— start of Records provided —

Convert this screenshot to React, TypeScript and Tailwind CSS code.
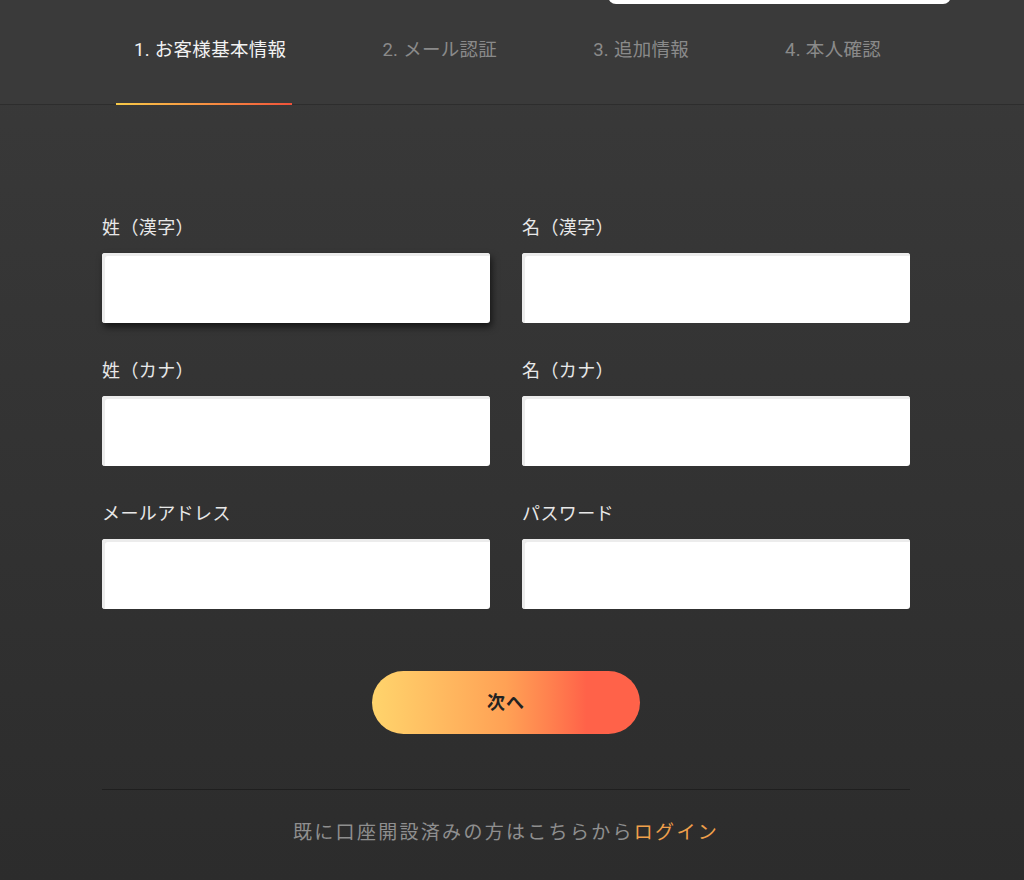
const font = { fontFamily: '"Roboto", "Noto Sans CJK JP", sans-serif' };

const tabs = ["1. お客様基本情報", "2. メール認証", "3. 追加情報", "4. 本人確認"];

const fields = [
    { label: "姓（漢字）", type: "text", focus: true },
    { label: "名（漢字）", type: "text" },
    { label: "姓（カナ）", type: "text" },
    { label: "名（カナ）", type: "text" },
    { label: "メールアドレス", type: "email" },
    { label: "パスワード", type: "password" },
];

const Field = ({ label, type, focus }: { label: string; type: string; focus?: boolean }) => {
    return (
        <div className="flex flex-col">
            <label className="text-[18px] leading-[24px] tracking-[0.4px] text-[#e8e8e8] mb-[13px]">{label}</label>
            <input
                type={type}
                className={`h-[70px] w-full rounded-[3px] bg-white outline-none ${focus ? "shadow-[inset_3px_3px_0_#ececec,2px_4px_7px_rgba(0,0,0,0.6)]" : "shadow-[inset_3px_3px_0_#ececec]"}`}
            />
        </div>
    );
};

const App = () => {
    return (
        <div style={font} className="w-[1024px] h-[880px] overflow-hidden bg-gradient-to-b from-[#3a3a3a] to-[#2c2c2c]">
            {/* header tabs */}
            <div className="relative h-[105px] bg-[#3a3a3a] border-b border-[#2d2d2d]">
                <div className="absolute left-[608px] top-[-20px] w-[343px] h-[24px] rounded-[8px] bg-white"></div>
                <div className="flex pl-[116px] gap-[72px] h-full">
                    {tabs.map((t, i) => (
                        <div key={t} className="relative flex items-start pt-[37px] pl-[18px] pr-[6px]">
                            <span className={`text-[18.5px] leading-[26px] tracking-[0.3px] ${i === 0 ? "text-[#f2f2f2]" : "text-[#8a8a8a]"}`}>{t}</span>
                            {i === 0 && (
                                <div className="absolute left-0 right-0 bottom-[-1px] h-[2px] bg-gradient-to-r from-[#f7c948] to-[#f0513a]"></div>
                            )}
                        </div>
                    ))}
                </div>
            </div>

            {/* form */}
            <div className="px-[102px] pt-[111px]">
                <div className="grid grid-cols-2 gap-x-[32px] gap-y-[36px] pr-[12px]">
                    {fields.map((f) => (
                        <Field key={f.label} label={f.label} type={f.type} focus={f.focus} />
                    ))}
                </div>

                <div className="flex justify-center mt-[62px] pr-[12px]">
                    <button className="w-[268px] h-[63px] rounded-full bg-gradient-to-r from-[#ffd46c] via-[#ffa155] via-50% to-[#ff6249] to-80% text-[18px] tracking-[1px] font-bold text-[#222]">
                        次へ
                    </button>
                </div>

                <div className="mt-[55px] mr-[12px] border-t border-[#1f1f1f]"></div>

                <p className="mt-[29px] pr-[12px] text-center text-[19px] leading-[28px] tracking-[2.3px] text-[#8f8f8f]">
                    既に口座開設済みの方はこちらから<a href="#" className="text-[#f0a04b]">ログイン</a>
                </p>
            </div>
        </div>
    );
};

export default App;
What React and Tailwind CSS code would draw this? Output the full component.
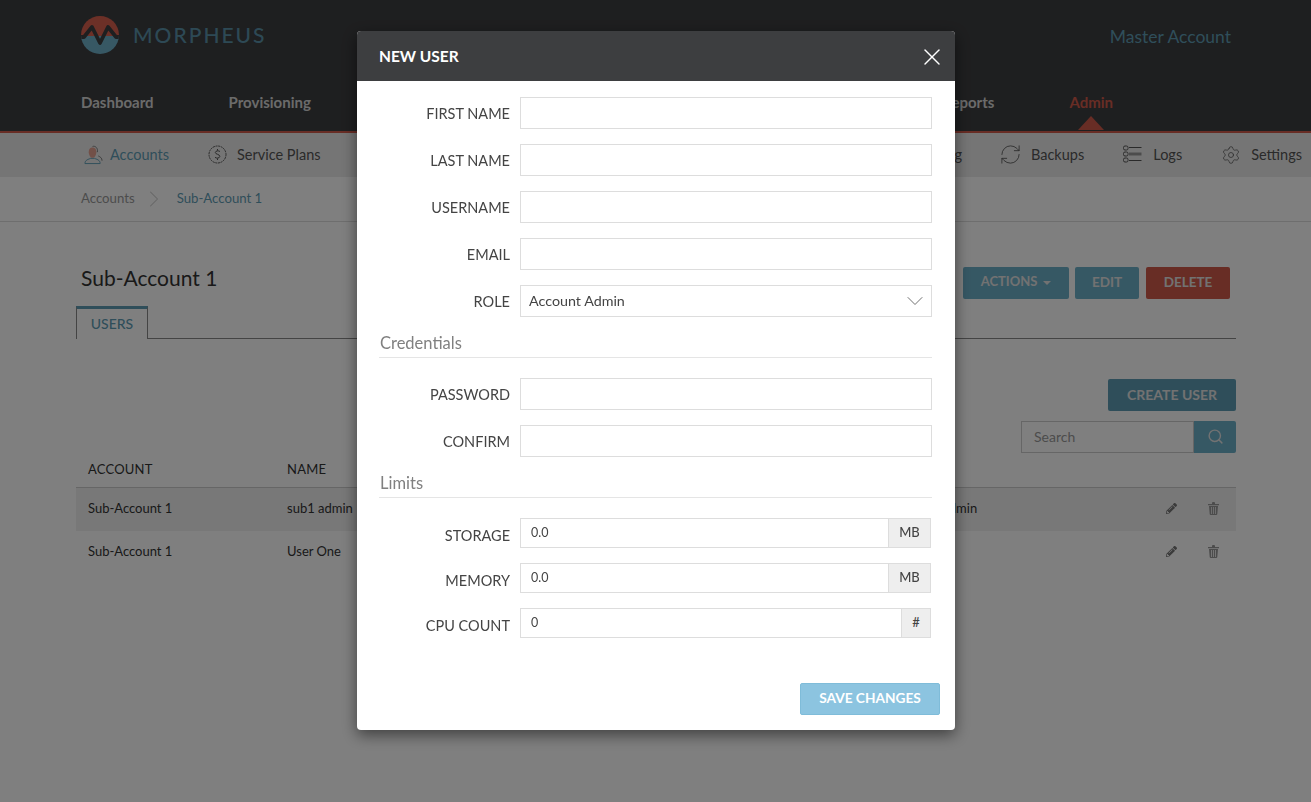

— end of Records provided —

▶ [Required task]: Transcribe all entries above exactly. Drop the pictures.

▶ [Complete response]:
Convert this screenshot to React, TypeScript and Tailwind CSS code.
const font = { fontFamily: '"Roboto", "Noto Sans CJK JP", sans-serif' };

const tabs = ["1. お客様基本情報", "2. メール認証", "3. 追加情報", "4. 本人確認"];

const fields = [
    { label: "姓（漢字）", type: "text", focus: true },
    { label: "名（漢字）", type: "text" },
    { label: "姓（カナ）", type: "text" },
    { label: "名（カナ）", type: "text" },
    { label: "メールアドレス", type: "email" },
    { label: "パスワード", type: "password" },
];

const Field = ({ label, type, focus }: { label: string; type: string; focus?: boolean }) => {
    return (
        <div className="flex flex-col">
            <label className="text-[18px] leading-[24px] tracking-[0.4px] text-[#e8e8e8] mb-[13px]">{label}</label>
            <input
                type={type}
                className={`h-[70px] w-full rounded-[3px] bg-white outline-none ${focus ? "shadow-[inset_3px_3px_0_#ececec,2px_4px_7px_rgba(0,0,0,0.6)]" : "shadow-[inset_3px_3px_0_#ececec]"}`}
            />
        </div>
    );
};

const App = () => {
    return (
        <div style={font} className="w-[1024px] h-[880px] overflow-hidden bg-gradient-to-b from-[#3a3a3a] to-[#2c2c2c]">
            {/* header tabs */}
            <div className="relative h-[105px] bg-[#3a3a3a] border-b border-[#2d2d2d]">
                <div className="absolute left-[608px] top-[-20px] w-[343px] h-[24px] rounded-[8px] bg-white"></div>
                <div className="flex pl-[116px] gap-[72px] h-full">
                    {tabs.map((t, i) => (
                        <div key={t} className="relative flex items-start pt-[37px] pl-[18px] pr-[6px]">
                            <span className={`text-[18.5px] leading-[26px] tracking-[0.3px] ${i === 0 ? "text-[#f2f2f2]" : "text-[#8a8a8a]"}`}>{t}</span>
                            {i === 0 && (
                                <div className="absolute left-0 right-0 bottom-[-1px] h-[2px] bg-gradient-to-r from-[#f7c948] to-[#f0513a]"></div>
                            )}
                        </div>
                    ))}
                </div>
            </div>

            {/* form */}
            <div className="px-[102px] pt-[111px]">
                <div className="grid grid-cols-2 gap-x-[32px] gap-y-[36px] pr-[12px]">
                    {fields.map((f) => (
                        <Field key={f.label} label={f.label} type={f.type} focus={f.focus} />
                    ))}
                </div>

                <div className="flex justify-center mt-[62px] pr-[12px]">
                    <button className="w-[268px] h-[63px] rounded-full bg-gradient-to-r from-[#ffd46c] via-[#ffa155] via-50% to-[#ff6249] to-80% text-[18px] tracking-[1px] font-bold text-[#222]">
                        次へ
                    </button>
                </div>

                <div className="mt-[55px] mr-[12px] border-t border-[#1f1f1f]"></div>

                <p className="mt-[29px] pr-[12px] text-center text-[19px] leading-[28px] tracking-[2.3px] text-[#8f8f8f]">
                    既に口座開設済みの方はこちらから<a href="#" className="text-[#f0a04b]">ログイン</a>
                </p>
            </div>
        </div>
    );
};

export default App;
What React and Tailwind CSS code would draw this? Output the full component.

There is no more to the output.